_Stated task_:
Print every entry, word for word, and skip the images.

_Exercise materials_:
○ ○ ○ ○ ○
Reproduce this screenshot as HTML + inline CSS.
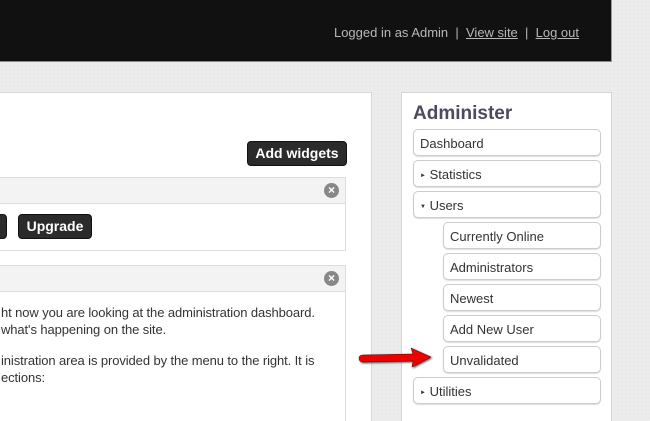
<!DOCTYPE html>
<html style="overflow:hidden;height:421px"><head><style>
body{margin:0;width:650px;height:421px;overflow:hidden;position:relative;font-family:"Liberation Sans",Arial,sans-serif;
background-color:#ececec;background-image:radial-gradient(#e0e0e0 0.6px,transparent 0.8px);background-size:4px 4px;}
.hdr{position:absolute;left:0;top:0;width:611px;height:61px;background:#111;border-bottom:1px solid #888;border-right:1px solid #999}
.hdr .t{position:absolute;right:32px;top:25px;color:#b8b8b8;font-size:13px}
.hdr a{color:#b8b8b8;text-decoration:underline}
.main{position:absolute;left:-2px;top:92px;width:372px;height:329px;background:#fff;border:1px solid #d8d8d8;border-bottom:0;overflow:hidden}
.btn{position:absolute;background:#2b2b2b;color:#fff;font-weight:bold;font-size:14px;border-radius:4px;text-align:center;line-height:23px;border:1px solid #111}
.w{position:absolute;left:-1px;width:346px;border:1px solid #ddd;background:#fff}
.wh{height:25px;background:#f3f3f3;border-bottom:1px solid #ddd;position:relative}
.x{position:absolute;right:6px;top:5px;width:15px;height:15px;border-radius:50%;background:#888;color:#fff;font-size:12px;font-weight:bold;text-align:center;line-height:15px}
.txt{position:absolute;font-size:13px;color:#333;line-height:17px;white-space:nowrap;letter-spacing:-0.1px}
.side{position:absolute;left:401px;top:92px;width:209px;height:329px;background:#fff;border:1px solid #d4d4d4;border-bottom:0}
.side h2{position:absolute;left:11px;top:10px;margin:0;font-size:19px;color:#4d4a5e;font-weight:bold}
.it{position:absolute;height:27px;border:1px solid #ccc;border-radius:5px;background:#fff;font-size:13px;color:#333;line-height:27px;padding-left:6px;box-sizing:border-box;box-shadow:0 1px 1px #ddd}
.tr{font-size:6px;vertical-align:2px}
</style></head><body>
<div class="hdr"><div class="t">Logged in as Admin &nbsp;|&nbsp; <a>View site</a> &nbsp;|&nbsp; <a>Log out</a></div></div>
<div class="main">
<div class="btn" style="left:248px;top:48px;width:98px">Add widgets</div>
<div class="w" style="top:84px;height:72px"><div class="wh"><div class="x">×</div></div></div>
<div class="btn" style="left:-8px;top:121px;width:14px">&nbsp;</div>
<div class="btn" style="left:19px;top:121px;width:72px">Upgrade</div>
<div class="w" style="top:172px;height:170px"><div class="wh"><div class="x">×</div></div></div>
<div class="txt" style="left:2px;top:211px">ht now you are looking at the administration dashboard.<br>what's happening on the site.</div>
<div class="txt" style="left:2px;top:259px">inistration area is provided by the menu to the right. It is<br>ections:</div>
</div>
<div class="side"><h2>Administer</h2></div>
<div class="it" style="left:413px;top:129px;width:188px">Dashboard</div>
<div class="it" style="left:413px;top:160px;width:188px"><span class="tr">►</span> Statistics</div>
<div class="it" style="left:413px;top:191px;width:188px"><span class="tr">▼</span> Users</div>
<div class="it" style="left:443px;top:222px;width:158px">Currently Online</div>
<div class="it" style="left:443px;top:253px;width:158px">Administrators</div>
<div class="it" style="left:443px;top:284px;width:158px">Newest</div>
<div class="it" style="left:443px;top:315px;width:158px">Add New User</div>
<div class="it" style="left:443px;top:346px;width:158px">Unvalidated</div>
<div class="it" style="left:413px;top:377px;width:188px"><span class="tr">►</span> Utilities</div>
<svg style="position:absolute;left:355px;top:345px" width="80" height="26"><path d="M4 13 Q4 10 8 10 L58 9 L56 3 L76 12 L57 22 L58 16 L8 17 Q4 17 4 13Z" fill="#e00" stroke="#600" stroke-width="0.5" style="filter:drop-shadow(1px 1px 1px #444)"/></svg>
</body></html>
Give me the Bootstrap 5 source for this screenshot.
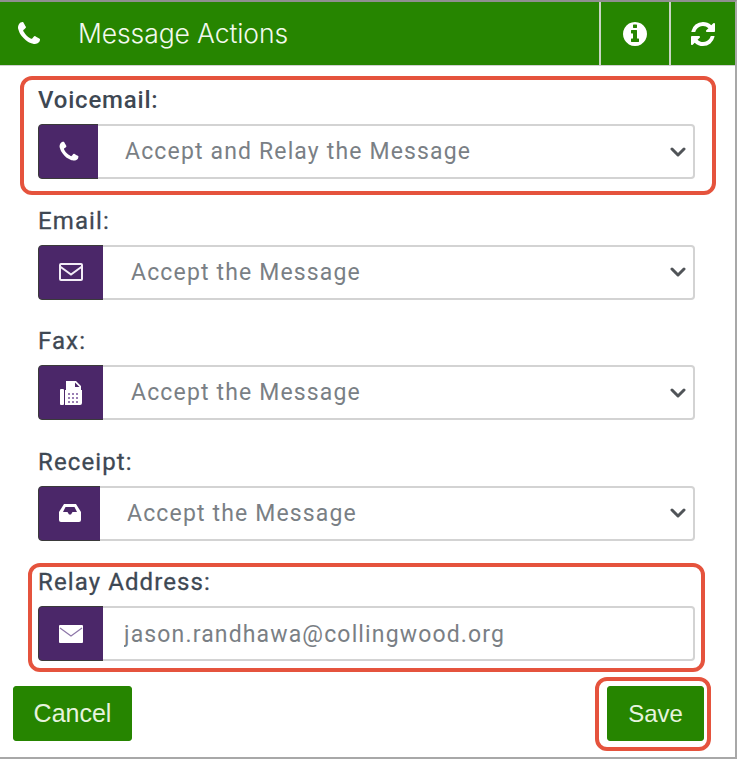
○ ○ ○ ○ ○
_Response_:
Reproduce this screenshot as HTML + inline CSS.
<!DOCTYPE html>
<html style="overflow:hidden;height:421px"><head><style>
body{margin:0;width:650px;height:421px;overflow:hidden;position:relative;font-family:"Liberation Sans",Arial,sans-serif;
background-color:#ececec;background-image:radial-gradient(#e0e0e0 0.6px,transparent 0.8px);background-size:4px 4px;}
.hdr{position:absolute;left:0;top:0;width:611px;height:61px;background:#111;border-bottom:1px solid #888;border-right:1px solid #999}
.hdr .t{position:absolute;right:32px;top:25px;color:#b8b8b8;font-size:13px}
.hdr a{color:#b8b8b8;text-decoration:underline}
.main{position:absolute;left:-2px;top:92px;width:372px;height:329px;background:#fff;border:1px solid #d8d8d8;border-bottom:0;overflow:hidden}
.btn{position:absolute;background:#2b2b2b;color:#fff;font-weight:bold;font-size:14px;border-radius:4px;text-align:center;line-height:23px;border:1px solid #111}
.w{position:absolute;left:-1px;width:346px;border:1px solid #ddd;background:#fff}
.wh{height:25px;background:#f3f3f3;border-bottom:1px solid #ddd;position:relative}
.x{position:absolute;right:6px;top:5px;width:15px;height:15px;border-radius:50%;background:#888;color:#fff;font-size:12px;font-weight:bold;text-align:center;line-height:15px}
.txt{position:absolute;font-size:13px;color:#333;line-height:17px;white-space:nowrap;letter-spacing:-0.1px}
.side{position:absolute;left:401px;top:92px;width:209px;height:329px;background:#fff;border:1px solid #d4d4d4;border-bottom:0}
.side h2{position:absolute;left:11px;top:10px;margin:0;font-size:19px;color:#4d4a5e;font-weight:bold}
.it{position:absolute;height:27px;border:1px solid #ccc;border-radius:5px;background:#fff;font-size:13px;color:#333;line-height:27px;padding-left:6px;box-sizing:border-box;box-shadow:0 1px 1px #ddd}
.tr{font-size:6px;vertical-align:2px}
</style></head><body>
<div class="hdr"><div class="t">Logged in as Admin &nbsp;|&nbsp; <a>View site</a> &nbsp;|&nbsp; <a>Log out</a></div></div>
<div class="main">
<div class="btn" style="left:248px;top:48px;width:98px">Add widgets</div>
<div class="w" style="top:84px;height:72px"><div class="wh"><div class="x">×</div></div></div>
<div class="btn" style="left:-8px;top:121px;width:14px">&nbsp;</div>
<div class="btn" style="left:19px;top:121px;width:72px">Upgrade</div>
<div class="w" style="top:172px;height:170px"><div class="wh"><div class="x">×</div></div></div>
<div class="txt" style="left:2px;top:211px">ht now you are looking at the administration dashboard.<br>what's happening on the site.</div>
<div class="txt" style="left:2px;top:259px">inistration area is provided by the menu to the right. It is<br>ections:</div>
</div>
<div class="side"><h2>Administer</h2></div>
<div class="it" style="left:413px;top:129px;width:188px">Dashboard</div>
<div class="it" style="left:413px;top:160px;width:188px"><span class="tr">►</span> Statistics</div>
<div class="it" style="left:413px;top:191px;width:188px"><span class="tr">▼</span> Users</div>
<div class="it" style="left:443px;top:222px;width:158px">Currently Online</div>
<div class="it" style="left:443px;top:253px;width:158px">Administrators</div>
<div class="it" style="left:443px;top:284px;width:158px">Newest</div>
<div class="it" style="left:443px;top:315px;width:158px">Add New User</div>
<div class="it" style="left:443px;top:346px;width:158px">Unvalidated</div>
<div class="it" style="left:413px;top:377px;width:188px"><span class="tr">►</span> Utilities</div>
<svg style="position:absolute;left:355px;top:345px" width="80" height="26"><path d="M4 13 Q4 10 8 10 L58 9 L56 3 L76 12 L57 22 L58 16 L8 17 Q4 17 4 13Z" fill="#e00" stroke="#600" stroke-width="0.5" style="filter:drop-shadow(1px 1px 1px #444)"/></svg>
</body></html>
Give me the Bootstrap 5 source for this screenshot.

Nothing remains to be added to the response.